No Rio, a polícia invade o MAM e fecha a exposição que reunia as obras dos brasileiros que participariam da 6a Bienal de Paris. O ministro das relações exteriores, José de Magalhães Pinto, em artigo publicado pela Folha de S. Paulo, dizia que as obras continham mensagem contra o regime e “pretendiam incompatibilizar o governo com a opinião pública”. Diante da repressão a participação dos brasileiros se restringe às áreas de arquitetura, urbanismo e música.

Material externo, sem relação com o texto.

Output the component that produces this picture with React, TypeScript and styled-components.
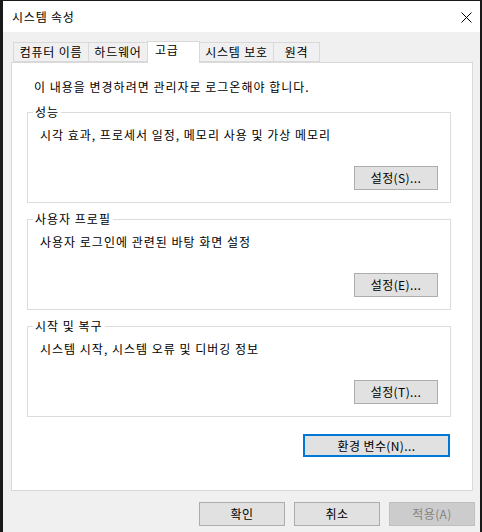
import styled, { createGlobalStyle } from "styled-components";

const GlobalStyle = createGlobalStyle`
  html, body {
    margin: 0;
    padding: 0;
    background: #191919;
  }
  body {
    font-family: "Noto Sans CJK KR", "Noto Sans", sans-serif;
    font-size: 12px;
    color: #000;
  }
`;

const Window = styled.div`
  margin: 1px 0 0 3px;
  width: 477px;
  height: 531px;
  background: #f0f0f0;
  display: flex;
  flex-direction: column;
`;

const TitleBar = styled.div`
  height: 31px;
  background: #fff;
  display: flex;
  align-items: center;
  justify-content: space-between;
  padding-left: 9px;
  padding-right: 8px;
  font-size: 12px;
  letter-spacing: 0.8px;
`;

const CloseButton = styled.div`
  width: 11px;
  height: 11px;
  display: flex;
  margin-top: 1px;
`;

const Body = styled.div`
  padding-left: 8px;
`;

const TabStrip = styled.div`
  margin-top: 9px;
  padding-left: 2px;
  height: 21px;
  display: flex;
  align-items: flex-end;
  letter-spacing: 0.8px;
`;

const Tab = styled.div<{ $w: number; $active?: boolean }>`
  box-sizing: border-box;
  width: ${(p) => p.$w}px;
  height: ${(p) => (p.$active ? 22 : 20)}px;
  margin-right: -1px;
  margin-bottom: ${(p) => (p.$active ? -1 : 0)}px;
  border: 1px solid #d9d9d9;
  border-bottom: ${(p) => (p.$active ? "none" : "1px solid #d9d9d9")};
  background: ${(p) => (p.$active ? "#fff" : "#f0f0f0")};
  position: relative;
  z-index: ${(p) => (p.$active ? 1 : 0)};
  display: flex;
  justify-content: ${(p) => (p.$active ? "flex-start" : "center")};
  align-items: ${(p) => (p.$active ? "flex-start" : "center")};
  padding-left: ${(p) => (p.$active ? 7 : 0)}px;
  line-height: ${(p) => (p.$active ? "16px" : "18px")};
  white-space: nowrap;
`;

const Panel = styled.div`
  box-sizing: border-box;
  width: 462px;
  height: 429px;
  background: #fff;
  border: 1px solid #d9d9d9;
  padding: 16px 21px 0 15px;
  display: flex;
  flex-direction: column;
`;

const Notice = styled.div`
  line-height: 16px;
  margin-left: 7px;
  margin-bottom: 17px;
  letter-spacing: 1px;
`;

const GroupList = styled.div`
  display: flex;
  flex-direction: column;
  gap: 16px;
`;

const GroupBox = styled.div`
  position: relative;
  border: 1px solid #dcdcdc;
  padding: 14px 12px 12px 12px;
  display: flex;
  flex-direction: column;
`;

const Legend = styled.span`
  position: absolute;
  top: -9px;
  left: 5px;
  padding: 0 2px;
  background: #fff;
  line-height: 16px;
  letter-spacing: 1px;
`;

const GroupText = styled.div`
  line-height: 16px;
  margin-bottom: 23px;
  letter-spacing: 1px;
`;

const ButtonRow = styled.div<{ $gap?: number; $pr?: number }>`
  display: flex;
  justify-content: flex-end;
  gap: ${(p) => p.$gap ?? 0}px;
  padding-right: ${(p) => p.$pr ?? 0}px;
`;

const Button = styled.button<{ $w: number; $focused?: boolean }>`
  box-sizing: border-box;
  width: ${(p) => p.$w}px;
  height: ${(p) => (p.$focused ? 23 : 24)}px;
  margin: 0;
  padding: 0;
  font-family: inherit;
  font-size: 12px;
  letter-spacing: 0.4px;
  color: ${(p) => (p.disabled ? "#838383" : "#000")};
  background: ${(p) => (p.disabled ? "#cccccc" : "#e1e1e1")};
  border: ${(p) =>
    p.$focused
      ? "2px solid #0078d7"
      : p.disabled
      ? "1px solid #bfbfbf"
      : "1px solid #adadad"};
  display: flex;
  align-items: center;
  justify-content: center;
  line-height: 16px;
`;

const EnvRow = styled(ButtonRow)`
  margin-top: 17px;
`;

const Footer = styled(ButtonRow)`
  margin-top: 11px;
`;

const groups = [
  { title: "성능", text: "시각 효과, 프로세서 일정, 메모리 사용 및 가상 메모리", button: "설정(S)..." },
  { title: "사용자 프로필", text: "사용자 로그인에 관련된 바탕 화면 설정", button: "설정(E)..." },
  { title: "시작 및 복구", text: "시스템 시작, 시스템 오류 및 디버깅 정보", button: "설정(T)..." },
];

const tabs = [
  { label: "컴퓨터 이름", w: 76 },
  { label: "하드웨어", w: 60 },
  { label: "고급", w: 53, active: true },
  { label: "시스템 보호", w: 75 },
  { label: "원격", w: 47 },
];

const App: React.FC = () => {
  return (
    <>
      <GlobalStyle />
      <Window>
        <TitleBar>
          <span>시스템 속성</span>
          <CloseButton>
            <svg width="11" height="11" viewBox="0 0 11 11">
              <path d="M0.5 0.5 L10.5 10.5 M10.5 0.5 L0.5 10.5" stroke="#000" strokeWidth="1" />
            </svg>
          </CloseButton>
        </TitleBar>
        <Body>
          <TabStrip>
            {tabs.map((t) => (
              <Tab key={t.label} $w={t.w} $active={t.active}>
                {t.label}
              </Tab>
            ))}
          </TabStrip>
          <Panel>
            <Notice>이 내용을 변경하려면 관리자로 로그온해야 합니다.</Notice>
            <GroupList>
              {groups.map((g) => (
                <GroupBox key={g.title}>
                  <Legend>{g.title}</Legend>
                  <GroupText>{g.text}</GroupText>
                  <ButtonRow>
                    <Button $w={84}>{g.button}</Button>
                  </ButtonRow>
                </GroupBox>
              ))}
            </GroupList>
            <EnvRow $pr={1}>
              <Button $w={147} $focused>
                환경 변수(N)...
              </Button>
            </EnvRow>
          </Panel>
        </Body>
        <Footer $gap={9} $pr={5}>
          <Button $w={86}>확인</Button>
          <Button $w={86}>취소</Button>
          <Button $w={86} disabled>
            적용(A)
          </Button>
        </Footer>
      </Window>
    </>
  );
};

export default App;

Nesse ano de 1969 a Bienal de São Paulo sofre seu maior revés, o “boicote internacional”, que começa com os artistas brasileiros e transcende as fronteiras, chegando aos Estados Unidos, França, México, Suécia e Holanda, onde muitos artistas aderiram ao movimento. Na Europa, a ação era liderada pelo crítico francês Pierre Restany, amigo de Mário Pedrosa, que na reunião no Museu de Arte Moderna de Paris, declara: ”O protesto cultural toma aqui uma súbita expansão, e isto é somente o início”. A petição de boicote contou com 321 assinaturas e teve adesão de Pablo Picasso. Pontus Hultem, sueco, um dos mais  atuantes críticos na época, responsável pela formulação do conceito do Beaubourg, de Paris, foi um dos militantes do movimento. O manifesto chegou a Nova York, com artigo no New York Times, criticando a censura brasileira nas artes. No Itália, o Corriere della Sera publicou: ”A Bienal está em perigo por causa da situação política do Brasil”. Eduard de
Wilde, diretor do Stedelijk Museum, de Amsterdã, foi um dos primeiros a aderir ao boicote e a Holanda, o primeiro país a se retirar e o último a voltar ao Ibirapuera.

Enquanto o artista Quissak Júnior era ameaçado de prisão pela obra “Bandeira Nacional”, o americano Jásper Johns recebia o prêmio de pintura, com “Flags”, na mesma 9a Bienal de São Paulo

Fora dos muros da Bienal de São Paulo, os artistas também militavam. Em 1967, Nelson Leirner e Flávio Motta, com humor e críticas veladas, fazem grandes de bandeiras de tecido, impressas em serigrafia, com imagens de literatura de cordel, futebol e carnaval, e vendem no cruzamento av. Brasil com rua Augusta, em São Paulo. Ambos são confundidos com ambulantes e as bandeiras confis cadas. No mesmo ano, Antonio Henrique Amaral lança o álbum de xilogravuras O meu e o Seu, com forte sátira aos militares. A partir de 1968, com a edição do AI-5, artistas utilizam metáforas alusivas ao regime. Cláudio Tozzi, além do painel Guevara Vivo ou Morto, trabalha a série Parafusos, referência à dura realidade vivida pelos brasileiros na época. Em 1971, Tomoshige Kusuno, convidado da II Bienal de Antuérpia, é proibido de fotografar sua obra ambiental no gramado próximo ao pavilhão da Bienal, considerada pelos militares “ocupação de área de segurança nacional, pela proximidade ao quartel”.

S/T, Claudio Tozzi, 1971. Liquitex Sobre Duratex, 115x104cm

Apesar da marcação sob pressão, os artistas às vezes conseguiam driblar os censores. No Salão Nacional de 1971, o mais importante da época, Antonio Henrique Amaral, recebe o prêmio Viagem ao Exterior, com a série Brasiliana, telas de grande formato, com forte crítica ao regime, tendo bananas como tema. Regina Vater também recebe o mesmo prêmio com a série Nós, de 1972.

Quem viveu este período, com certeza, não quer ver a história se repetir, muito menos os artistas plásticos que, ao longo da história, são alvo constante de qualquer regime de exceção.